*Exercise brief*: All records must be quoted exactly. Omit the pictures.

*Record extracts*:
##########
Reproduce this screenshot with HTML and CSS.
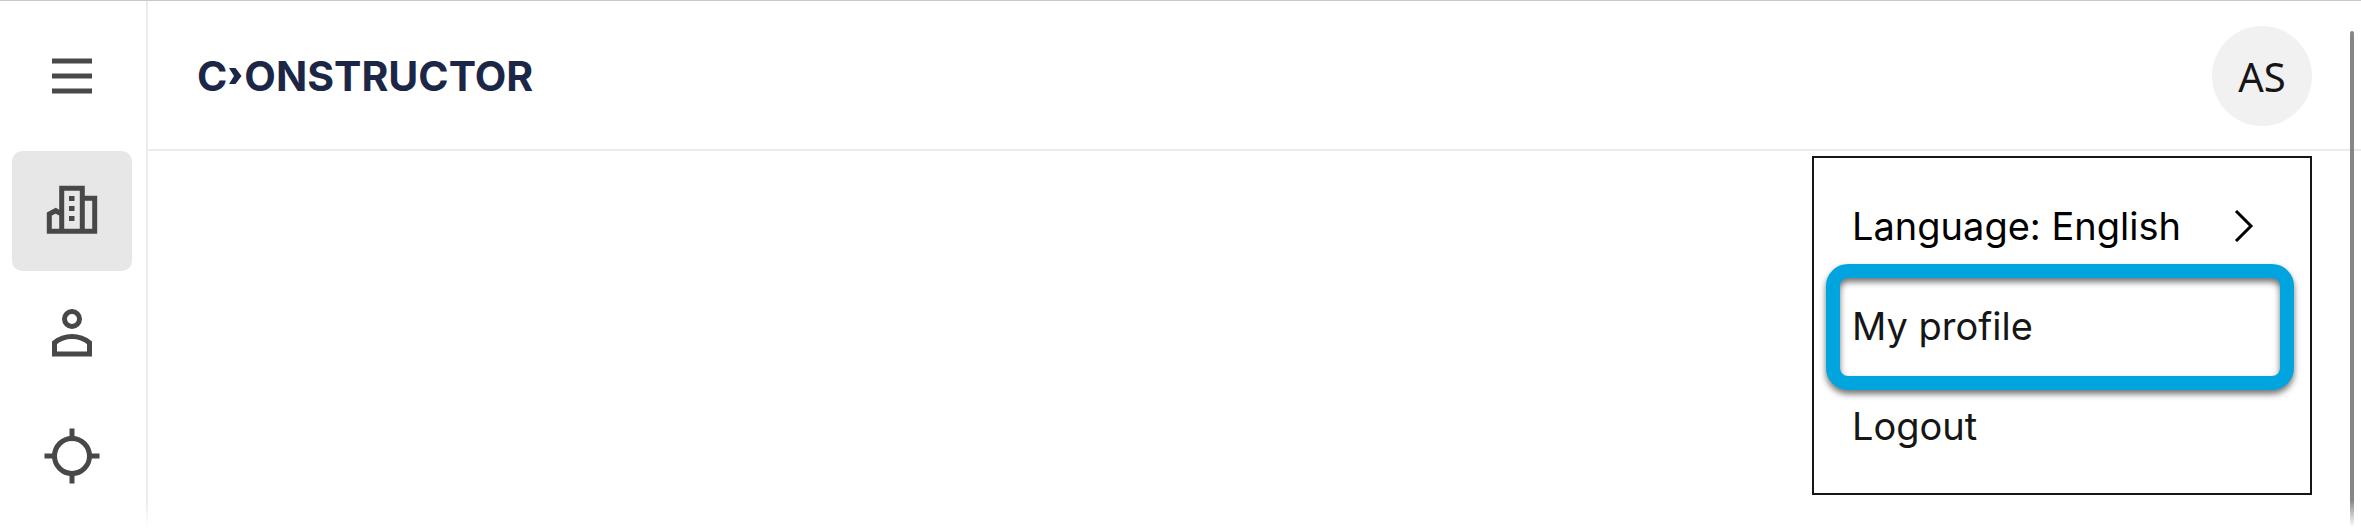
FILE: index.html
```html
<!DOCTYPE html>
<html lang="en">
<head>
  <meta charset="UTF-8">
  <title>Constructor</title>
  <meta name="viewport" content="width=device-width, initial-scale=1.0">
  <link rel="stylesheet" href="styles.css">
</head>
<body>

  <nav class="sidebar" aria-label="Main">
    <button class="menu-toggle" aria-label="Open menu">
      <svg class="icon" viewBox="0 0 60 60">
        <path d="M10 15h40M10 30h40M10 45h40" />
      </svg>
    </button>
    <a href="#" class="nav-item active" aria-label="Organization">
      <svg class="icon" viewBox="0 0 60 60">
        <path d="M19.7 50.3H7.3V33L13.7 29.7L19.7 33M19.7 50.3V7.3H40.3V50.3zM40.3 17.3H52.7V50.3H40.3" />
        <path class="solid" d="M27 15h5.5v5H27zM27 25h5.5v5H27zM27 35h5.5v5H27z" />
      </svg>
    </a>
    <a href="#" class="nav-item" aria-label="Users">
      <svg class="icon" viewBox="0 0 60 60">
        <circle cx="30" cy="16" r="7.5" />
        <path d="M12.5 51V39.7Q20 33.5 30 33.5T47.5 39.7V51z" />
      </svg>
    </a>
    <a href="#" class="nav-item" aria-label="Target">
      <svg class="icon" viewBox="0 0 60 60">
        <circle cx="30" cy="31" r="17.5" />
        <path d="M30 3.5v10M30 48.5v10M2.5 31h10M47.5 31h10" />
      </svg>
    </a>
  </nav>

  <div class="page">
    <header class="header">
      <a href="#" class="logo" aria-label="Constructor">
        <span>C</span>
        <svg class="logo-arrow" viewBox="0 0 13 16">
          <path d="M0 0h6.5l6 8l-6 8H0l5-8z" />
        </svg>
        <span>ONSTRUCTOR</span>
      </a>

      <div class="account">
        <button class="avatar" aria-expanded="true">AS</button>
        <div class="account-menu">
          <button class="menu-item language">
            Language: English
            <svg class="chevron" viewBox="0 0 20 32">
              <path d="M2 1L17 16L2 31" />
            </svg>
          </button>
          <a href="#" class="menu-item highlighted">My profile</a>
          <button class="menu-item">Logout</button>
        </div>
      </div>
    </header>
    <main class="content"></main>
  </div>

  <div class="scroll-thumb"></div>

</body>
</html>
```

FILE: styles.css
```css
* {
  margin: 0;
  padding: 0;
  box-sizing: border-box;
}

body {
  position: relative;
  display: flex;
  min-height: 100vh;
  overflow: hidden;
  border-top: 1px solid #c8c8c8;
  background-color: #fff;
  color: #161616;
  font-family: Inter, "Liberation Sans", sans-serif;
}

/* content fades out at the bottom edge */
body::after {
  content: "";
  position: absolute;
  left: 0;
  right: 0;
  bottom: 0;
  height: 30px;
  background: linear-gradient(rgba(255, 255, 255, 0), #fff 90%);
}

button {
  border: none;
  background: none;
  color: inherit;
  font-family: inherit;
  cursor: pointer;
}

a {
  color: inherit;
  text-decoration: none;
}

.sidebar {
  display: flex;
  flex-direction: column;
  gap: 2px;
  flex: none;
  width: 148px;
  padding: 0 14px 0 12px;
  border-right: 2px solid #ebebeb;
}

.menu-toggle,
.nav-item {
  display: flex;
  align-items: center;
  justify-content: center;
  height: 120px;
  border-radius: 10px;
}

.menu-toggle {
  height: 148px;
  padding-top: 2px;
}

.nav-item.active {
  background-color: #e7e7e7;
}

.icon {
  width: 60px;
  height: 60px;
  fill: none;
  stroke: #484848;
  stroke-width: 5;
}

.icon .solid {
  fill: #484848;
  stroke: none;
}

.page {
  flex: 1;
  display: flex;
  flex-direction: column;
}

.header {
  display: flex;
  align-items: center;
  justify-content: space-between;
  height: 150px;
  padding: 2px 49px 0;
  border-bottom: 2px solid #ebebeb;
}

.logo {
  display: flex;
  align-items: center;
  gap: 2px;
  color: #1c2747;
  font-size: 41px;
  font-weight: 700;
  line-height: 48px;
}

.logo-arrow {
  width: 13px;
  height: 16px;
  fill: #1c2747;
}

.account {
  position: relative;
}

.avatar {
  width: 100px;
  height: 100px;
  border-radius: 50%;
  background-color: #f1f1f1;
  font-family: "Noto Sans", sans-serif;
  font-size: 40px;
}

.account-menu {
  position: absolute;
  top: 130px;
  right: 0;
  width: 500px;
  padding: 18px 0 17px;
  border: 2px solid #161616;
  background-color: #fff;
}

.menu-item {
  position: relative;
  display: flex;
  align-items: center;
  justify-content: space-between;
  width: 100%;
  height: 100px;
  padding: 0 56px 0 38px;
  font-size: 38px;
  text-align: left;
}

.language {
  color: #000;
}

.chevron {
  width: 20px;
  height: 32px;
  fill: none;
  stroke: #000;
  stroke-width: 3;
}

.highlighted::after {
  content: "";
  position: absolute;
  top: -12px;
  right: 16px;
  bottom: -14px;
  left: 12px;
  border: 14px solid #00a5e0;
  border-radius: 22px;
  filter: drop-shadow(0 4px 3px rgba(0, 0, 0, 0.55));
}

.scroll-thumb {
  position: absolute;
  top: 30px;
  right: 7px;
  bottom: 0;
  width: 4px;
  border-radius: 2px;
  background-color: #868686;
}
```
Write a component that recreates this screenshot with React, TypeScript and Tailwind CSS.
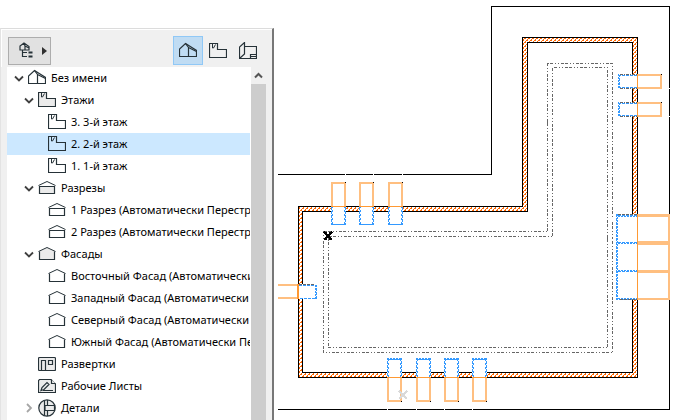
##########
*The output*:
Reproduce this screenshot with HTML and CSS.
FILE: index.html
```html
<!DOCTYPE html>
<html lang="en">
<head>
  <meta charset="UTF-8">
  <title>Constructor</title>
  <meta name="viewport" content="width=device-width, initial-scale=1.0">
  <link rel="stylesheet" href="styles.css">
</head>
<body>

  <nav class="sidebar" aria-label="Main">
    <button class="menu-toggle" aria-label="Open menu">
      <svg class="icon" viewBox="0 0 60 60">
        <path d="M10 15h40M10 30h40M10 45h40" />
      </svg>
    </button>
    <a href="#" class="nav-item active" aria-label="Organization">
      <svg class="icon" viewBox="0 0 60 60">
        <path d="M19.7 50.3H7.3V33L13.7 29.7L19.7 33M19.7 50.3V7.3H40.3V50.3zM40.3 17.3H52.7V50.3H40.3" />
        <path class="solid" d="M27 15h5.5v5H27zM27 25h5.5v5H27zM27 35h5.5v5H27z" />
      </svg>
    </a>
    <a href="#" class="nav-item" aria-label="Users">
      <svg class="icon" viewBox="0 0 60 60">
        <circle cx="30" cy="16" r="7.5" />
        <path d="M12.5 51V39.7Q20 33.5 30 33.5T47.5 39.7V51z" />
      </svg>
    </a>
    <a href="#" class="nav-item" aria-label="Target">
      <svg class="icon" viewBox="0 0 60 60">
        <circle cx="30" cy="31" r="17.5" />
        <path d="M30 3.5v10M30 48.5v10M2.5 31h10M47.5 31h10" />
      </svg>
    </a>
  </nav>

  <div class="page">
    <header class="header">
      <a href="#" class="logo" aria-label="Constructor">
        <span>C</span>
        <svg class="logo-arrow" viewBox="0 0 13 16">
          <path d="M0 0h6.5l6 8l-6 8H0l5-8z" />
        </svg>
        <span>ONSTRUCTOR</span>
      </a>

      <div class="account">
        <button class="avatar" aria-expanded="true">AS</button>
        <div class="account-menu">
          <button class="menu-item language">
            Language: English
            <svg class="chevron" viewBox="0 0 20 32">
              <path d="M2 1L17 16L2 31" />
            </svg>
          </button>
          <a href="#" class="menu-item highlighted">My profile</a>
          <button class="menu-item">Logout</button>
        </div>
      </div>
    </header>
    <main class="content"></main>
  </div>

  <div class="scroll-thumb"></div>

</body>
</html>
```

FILE: styles.css
```css
* {
  margin: 0;
  padding: 0;
  box-sizing: border-box;
}

body {
  position: relative;
  display: flex;
  min-height: 100vh;
  overflow: hidden;
  border-top: 1px solid #c8c8c8;
  background-color: #fff;
  color: #161616;
  font-family: Inter, "Liberation Sans", sans-serif;
}

/* content fades out at the bottom edge */
body::after {
  content: "";
  position: absolute;
  left: 0;
  right: 0;
  bottom: 0;
  height: 30px;
  background: linear-gradient(rgba(255, 255, 255, 0), #fff 90%);
}

button {
  border: none;
  background: none;
  color: inherit;
  font-family: inherit;
  cursor: pointer;
}

a {
  color: inherit;
  text-decoration: none;
}

.sidebar {
  display: flex;
  flex-direction: column;
  gap: 2px;
  flex: none;
  width: 148px;
  padding: 0 14px 0 12px;
  border-right: 2px solid #ebebeb;
}

.menu-toggle,
.nav-item {
  display: flex;
  align-items: center;
  justify-content: center;
  height: 120px;
  border-radius: 10px;
}

.menu-toggle {
  height: 148px;
  padding-top: 2px;
}

.nav-item.active {
  background-color: #e7e7e7;
}

.icon {
  width: 60px;
  height: 60px;
  fill: none;
  stroke: #484848;
  stroke-width: 5;
}

.icon .solid {
  fill: #484848;
  stroke: none;
}

.page {
  flex: 1;
  display: flex;
  flex-direction: column;
}

.header {
  display: flex;
  align-items: center;
  justify-content: space-between;
  height: 150px;
  padding: 2px 49px 0;
  border-bottom: 2px solid #ebebeb;
}

.logo {
  display: flex;
  align-items: center;
  gap: 2px;
  color: #1c2747;
  font-size: 41px;
  font-weight: 700;
  line-height: 48px;
}

.logo-arrow {
  width: 13px;
  height: 16px;
  fill: #1c2747;
}

.account {
  position: relative;
}

.avatar {
  width: 100px;
  height: 100px;
  border-radius: 50%;
  background-color: #f1f1f1;
  font-family: "Noto Sans", sans-serif;
  font-size: 40px;
}

.account-menu {
  position: absolute;
  top: 130px;
  right: 0;
  width: 500px;
  padding: 18px 0 17px;
  border: 2px solid #161616;
  background-color: #fff;
}

.menu-item {
  position: relative;
  display: flex;
  align-items: center;
  justify-content: space-between;
  width: 100%;
  height: 100px;
  padding: 0 56px 0 38px;
  font-size: 38px;
  text-align: left;
}

.language {
  color: #000;
}

.chevron {
  width: 20px;
  height: 32px;
  fill: none;
  stroke: #000;
  stroke-width: 3;
}

.highlighted::after {
  content: "";
  position: absolute;
  top: -12px;
  right: 16px;
  bottom: -14px;
  left: 12px;
  border: 14px solid #00a5e0;
  border-radius: 22px;
  filter: drop-shadow(0 4px 3px rgba(0, 0, 0, 0.55));
}

.scroll-thumb {
  position: absolute;
  top: 30px;
  right: 7px;
  bottom: 0;
  width: 4px;
  border-radius: 2px;
  background-color: #868686;
}
```
Write a component that recreates this screenshot with React, TypeScript and Tailwind CSS.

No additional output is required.